Yaupon tea’s market was done great damage in the late 1700s by William Aiton, a Scottish botanist I believe was secretly in the employ of Ceylon tea merchants. In recognition of the use of an especially strong brew of yaupon in an Amerindian ritual that included ceremonial vomiting, Aiton named the plant Ilex vomitoria. Clearly this fascination says more about the early chroniclers of American life than about the qualities of the beverage.
Researchers have revealed no emetic compounds in yaupon tea; it simply does not induce vomiting. That said, there were indeed special occasions when Timucuan and later Seminole warriors stood around vomiting after drinking large quantities of yaupon, but that was only after fasting for days and then singing, dancing, and generally carrying on all night; Koolaid would have had the same effect.
And what’s the big deal about vomiting?
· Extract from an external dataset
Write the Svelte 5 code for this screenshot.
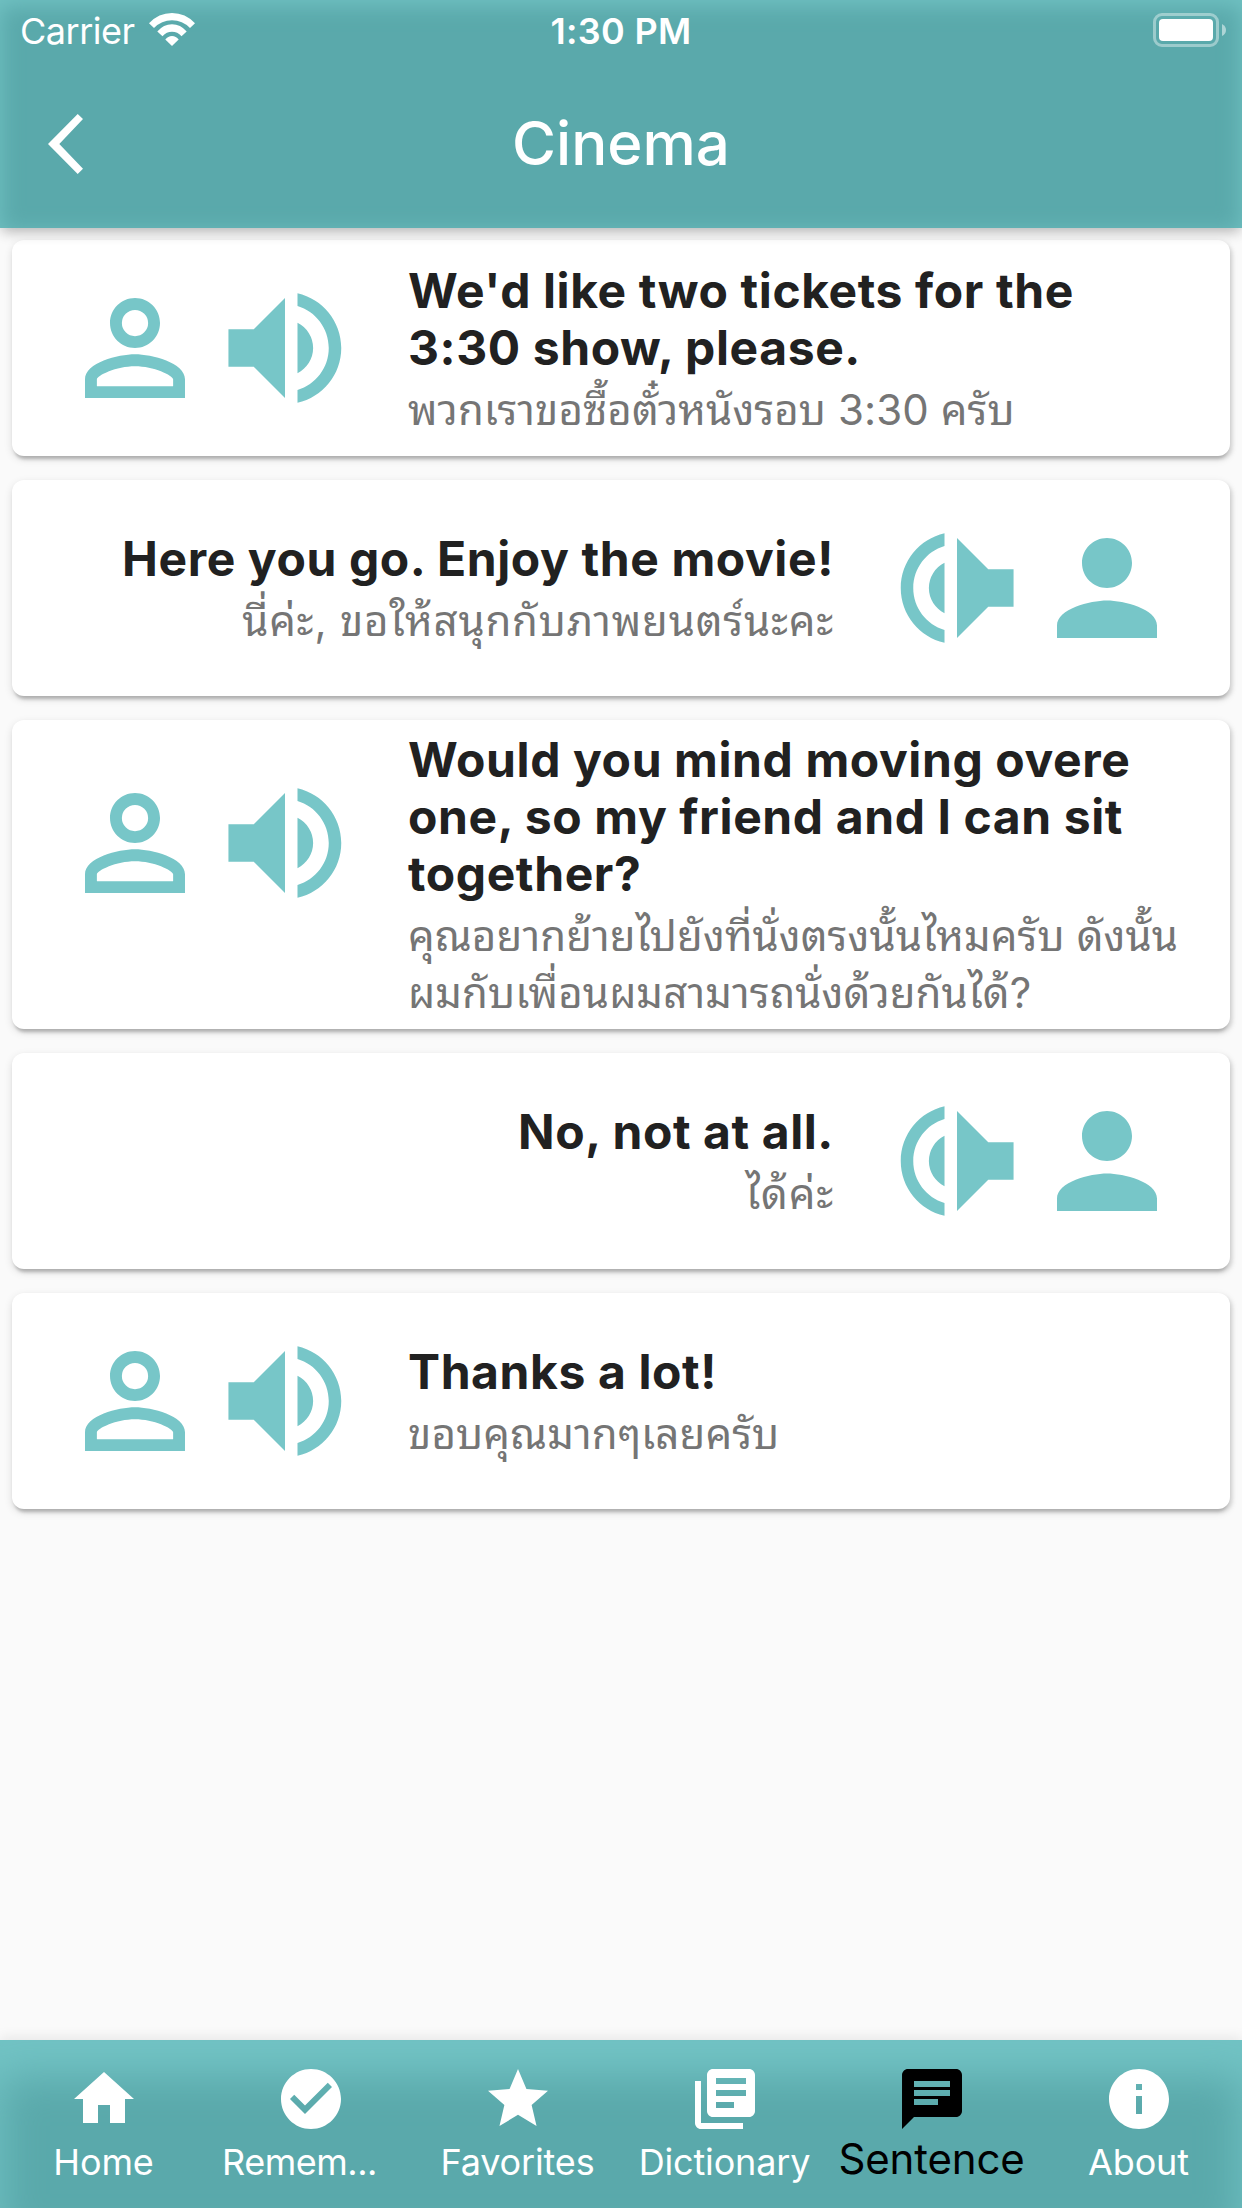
<script>
  const icons = {
    personOutline: "M12 5.9a2.1 2.1 0 1 1 0 4.2 2.1 2.1 0 0 1 0-4.2m0 9c2.97 0 6.1 1.46 6.1 2.1v1.1H5.9V17c0-.64 3.13-2.1 6.1-2.1M12 4C9.79 4 8 5.79 8 8s1.79 4 4 4 4-1.79 4-4-1.79-4-4-4zm0 9c-2.67 0-8 1.34-8 4v3h16v-3c0-2.66-5.33-4-8-4z",
    person: "M12 12c2.21 0 4-1.79 4-4s-1.79-4-4-4-4 1.79-4 4 1.79 4 4 4zm0 2c-2.67 0-8 1.34-8 4v2h16v-2c0-2.66-5.33-4-8-4z",
    volume: "M2.95 9v6H7l5 5V4L7 9H2.95zm13.55 3A4.5 4.5 0 0 0 14 7.97v8.05c1.48-.73 2.5-2.25 2.5-4.02zM14 3.23v2.06c2.89.86 5 3.54 5 6.71s-2.11 5.85-5 6.71v2.06c4.01-.91 7-4.49 7-8.77s-2.99-7.86-7-8.77z",
    home: "M10 20v-6h4v6h5v-8h3L12 3 2 12h3v8z",
    check: "M12 2C6.48 2 2 6.48 2 12s4.48 10 10 10 10-4.48 10-10S17.52 2 12 2zm-2 15l-5-5 1.41-1.41L10 14.17l7.59-7.59L19 8l-9 9z",
    star: "M12 17.27L18.18 21l-1.64-7.03L22 9.24l-7.19-.61L12 2 9.19 8.63 2 9.24l5.46 4.73L5.82 21z",
    books: "M4 6H2v14c0 1.1.9 2 2 2h14v-2H4V6zm16-4H8c-1.1 0-2 .9-2 2v12c0 1.1.9 2 2 2h12c1.1 0 2-.9 2-2V4c0-1.1-.9-2-2-2zm-1 9H9V9h10v2zm-4 4H9v-2h6v2zm4-8H9V5h10v2z",
    chat: "M20 2H4c-1.1 0-1.99.9-1.99 2L2 22l4-4h14c1.1 0 2-.9 2-2V4c0-1.1-.9-2-2-2zM6 9h12v2H6V9zm8 5H6v-2h8v2zm4-6H6V6h12v2z",
    info: "M12 2C6.48 2 2 6.48 2 12s4.48 10 10 10 10-4.48 10-10S17.52 2 12 2zm1 15h-2v-6h2v6zm0-8h-2V7h2v2z"
  };

  const sentences = [
    { lines: ["We'd like two tickets for the", "3:30 show, please."], thai: ["พวกเราขอซื้อตั๋วหนังรอบ 3:30 ครับ"] },
    { lines: ["Here you go. Enjoy the movie!"], thai: ["นี่ค่ะ, ขอให้สนุกกับภาพยนตร์นะคะ"], reply: true },
    {
      lines: ["Would you mind moving overe", "one, so my friend and I can sit", "together?"],
      thai: ["คุณอยากย้ายไปยังที่นั่งตรงนั้นไหมครับ ดังนั้น", "ผมกับเพื่อนผมสามารถนั่งด้วยกันได้?"]
    },
    { lines: ["No, not at all."], thai: ["ได้ค่ะ"], reply: true },
    { lines: ["Thanks a lot!"], thai: ["ขอบคุณมากๆเลยครับ"] }
  ];

  const tabs = [
    { label: "Home", icon: icons.home },
    { label: "Remem...", icon: icons.check, clipped: true },
    { label: "Favorites", icon: icons.star },
    { label: "Dictionary", icon: icons.books },
    { label: "Sentence", icon: icons.chat },
    { label: "About", icon: icons.info }
  ];

  let active = $state("Sentence");
</script>

<div class="screen">
  <header>
    <div class="status">
      <div class="carrier">
        <span>Carrier</span>
        <svg class="wifi" viewBox="0 0 46 33">
          <path d="M0 10.300Q9.500 0 23 0T46 10.300L41 15Q33.500 7.200 23 7.200T5 15Z" />
          <path d="M8.300 18.500Q14.500 11.200 23 11.200T37.700 18.500L32.500 23.200Q28.500 18.800 23 18.800T13.500 23.200Z" />
          <path d="M16.300 26.500Q19 23 23 23T29.700 26.500L23 33Z" />
        </svg>
      </div>
      <span class="time">1:30 PM</span>
      <svg class="battery" viewBox="0 0 73 34">
        <rect x="1.500" y="1.500" width="63" height="31" rx="7.500" />
        <rect class="level" x="6" y="6" width="54" height="22" rx="4" />
        <path d="M69 11q4 2 4 6t-4 6z" />
      </svg>
    </div>
    <div class="bar">
      <button class="back" aria-label="Back">
        <svg viewBox="0 0 35 60"><path d="M29.700 0L35 5 11.300 30 35 54.700 29.700 60 0 30z" /></svg>
      </button>
      <h1>Cinema</h1>
    </div>
  </header>

  <main>
    {#each sentences as sentence}
      <article class="card" class:reply={sentence.reply}>
        <div class="icons">
          <svg viewBox="0 0 24 24"><path d={sentence.reply ? icons.person : icons.personOutline} /></svg>
          <svg class="volume" viewBox="0 0 24 24"><path d={icons.volume} /></svg>
        </div>
        <div class="text">
          {#each sentence.lines as line}
            <p class="title">{line}</p>
          {/each}
          <div class="thai">
            {#each sentence.thai as line}
              <p>{line}</p>
            {/each}
          </div>
        </div>
      </article>
    {/each}
  </main>

  <nav>
    {#each tabs as tab}
      <button
        class="tab"
        class:active={active === tab.label}
        class:clipped={tab.clipped}
        onclick={() => (active = tab.label)}>
        <svg viewBox="0 0 24 24"><path d={tab.icon} /></svg>
        <span>{tab.label}</span>
      </button>
    {/each}
  </nav>
</div>

<style>
  :global(body) {
    margin: 0;
  }

  .screen {
    width: 1242px;
    height: 2208px;
    display: flex;
    flex-direction: column;
    overflow: hidden;
    background: #fafafa;
    font-family: Inter, Thonburi, "Noto Sans Thai Looped", Loma, "Noto Sans Thai", "Liberation Sans", sans-serif;
  }

  h1,
  p {
    margin: 0;
    font-size: inherit;
    white-space: nowrap;
  }

  svg {
    display: block;
    flex: none;
    fill: currentColor;
  }

  button {
    border: 0;
    padding: 0;
    background: none;
    color: inherit;
    font: inherit;
  }

  header {
    height: 228px;
    flex: none;
    position: relative;
    z-index: 1;
    color: #fff;
    background: #5aa9ab;
    box-shadow:
      inset 0 5px 22px #72c3c4,
      0 6px 12px -3px rgba(0, 0, 0, 0.2),
      0 3px 15px rgba(0, 0, 0, 0.12);
  }

  .status {
    height: 60px;
    display: grid;
    grid-template-columns: 1fr auto 1fr;
    align-items: center;
    padding: 0 16px 0 20px;
    font-size: 36px;
  }

  .carrier {
    display: flex;
    align-items: center;
    gap: 14px;
    margin-top: 2px;
    letter-spacing: -0.5px;
  }

  .wifi {
    width: 46px;
    height: 33px;
    margin-top: -4px;
  }

  .time {
    margin: 2px 4px 0 0;
    font-weight: 600;
    letter-spacing: 0.3px;
  }

  .battery {
    justify-self: end;
    width: 73px;
    height: 34px;
    fill: rgba(255, 255, 255, 0.5);
  }

  .battery rect:first-child {
    fill: none;
    stroke: rgba(255, 255, 255, 0.4);
    stroke-width: 3;
  }

  .battery .level {
    fill: #fff;
  }

  .bar {
    height: 168px;
    display: grid;
    grid-template-columns: 1fr auto 1fr;
    align-items: center;
  }

  .back {
    margin-left: 48px;
  }

  .back svg {
    width: 35px;
    height: 60px;
  }

  h1 {
    margin-top: -2px;
    font-size: 60px;
    font-weight: 500;
    line-height: 72px;
  }

  main {
    flex: 1;
    display: flex;
    flex-direction: column;
    gap: 24px;
    padding: 12px;
  }

  .card {
    box-sizing: border-box;
    min-height: 216px;
    display: flex;
    align-items: center;
    gap: 48px;
    padding: 12px 48px;
    border-radius: 12px;
    background: #fff;
    box-shadow:
      0 6px 3px -3px rgba(0, 0, 0, 0.13),
      2px 3px 4px rgba(0, 0, 0, 0.13),
      0 3px 9px rgba(0, 0, 0, 0.12);
  }

  .card:nth-child(3) {
    height: 309px;
  }

  .card:nth-child(3) .icons {
    margin-top: -63px;
  }

  .reply,
  .reply .icons {
    flex-direction: row-reverse;
  }

  .icons {
    display: flex;
    color: #77c6c8;
  }

  .icons svg {
    width: 150px;
    height: 150px;
  }

  .reply .volume {
    transform: scaleX(-1);
  }

  .text {
    flex: 1;
    min-width: 0;
    padding-top: 3px;
  }

  .reply .text {
    padding-top: 2px;
    text-align: right;
  }

  .title {
    color: #212121;
    font-size: 48px;
    font-weight: 650;
    line-height: 57px;
    letter-spacing: 0.6px;
  }

  .thai {
    padding-top: 5px;
    color: #757575;
    font-size: 42px;
    line-height: 57px;
    letter-spacing: 0.1px;
  }

  .reply .thai {
    letter-spacing: 0.8px;
  }

  nav {
    height: 168px;
    flex: none;
    display: grid;
    grid-template-columns: repeat(6, 1fr);
    color: #fff;
    background: #5aa9ab;
    box-shadow:
      inset 0 36px 42px #72c3c4,
      0 -3px 12px rgba(0, 0, 0, 0.08);
    clip-path: inset(-20px 0 0);
  }

  .tab {
    display: flex;
    flex-direction: column;
    align-items: center;
    padding-top: 23px;
    font-size: 36px;
    line-height: 44px;
    letter-spacing: -0.15px;
  }

  .tab svg {
    width: 72px;
    height: 72px;
  }

  .tab span {
    margin-top: 5px;
  }

  .clipped span {
    margin-right: 22px;
    letter-spacing: -0.5px;
  }

  .active {
    color: #000;
    font-size: 42px;
  }

  .active span {
    margin-top: 2px;
  }
</style>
As a child, the mere mention of Sunday school or a demand to eat lima beans could induce a like response. A few minutes after my performance, I would be ready to go out to play or eat ice cream, options seldom granted by my not-so-easily-duped parents. Furthermore, ritualistic vomiting is practiced in cultures all over the world; even dogs recognize the benefits of an occasional purge.
Be that as it may, Ilex vomitoria is its name and we are stuck with it. Such a pity given that recent taste tests conducted at UF revealed an overwhelming preference for yaupon over its commercially available South American sister species, “yerba mate.” Unfortunately, yaupon’s commercial potential was destroyed simply by the revelation of its scientific name.
If you want to stick with leaves from females, the genders are easy to distinguish this time of year. On males, the flowers are in clusters of 5-10 in the axils of leaves whereas female have only 3-5 per cluster. With a magnifying lens or even just good eyes, you can easily see that each male flower has a bunch of yellow pollen-bearing stamens. In the center of each female flower, in contrast, is a roundish green ovary with a cap-like stigma. Of course you could wait to see which shrubs produce the little, round, red, and juicy fruits so relished by thrashers and bluebirds, but not all females reproduce successfully so you might end up brewing some males.
To make a cup of yaupon tea, strip the leaves off a branch, blanch them black in a skillet, and then dry them in a cool oven. Crunch up the crispy leaves and brew them as you would any other tea. Instead of allowing our caffeine addictions to exacerbate conservation problems in the tropics, how about if those of us lucky enough to live in the native range of yaupon all went out and foraged in our own neighborhoods for our next caffeine fix.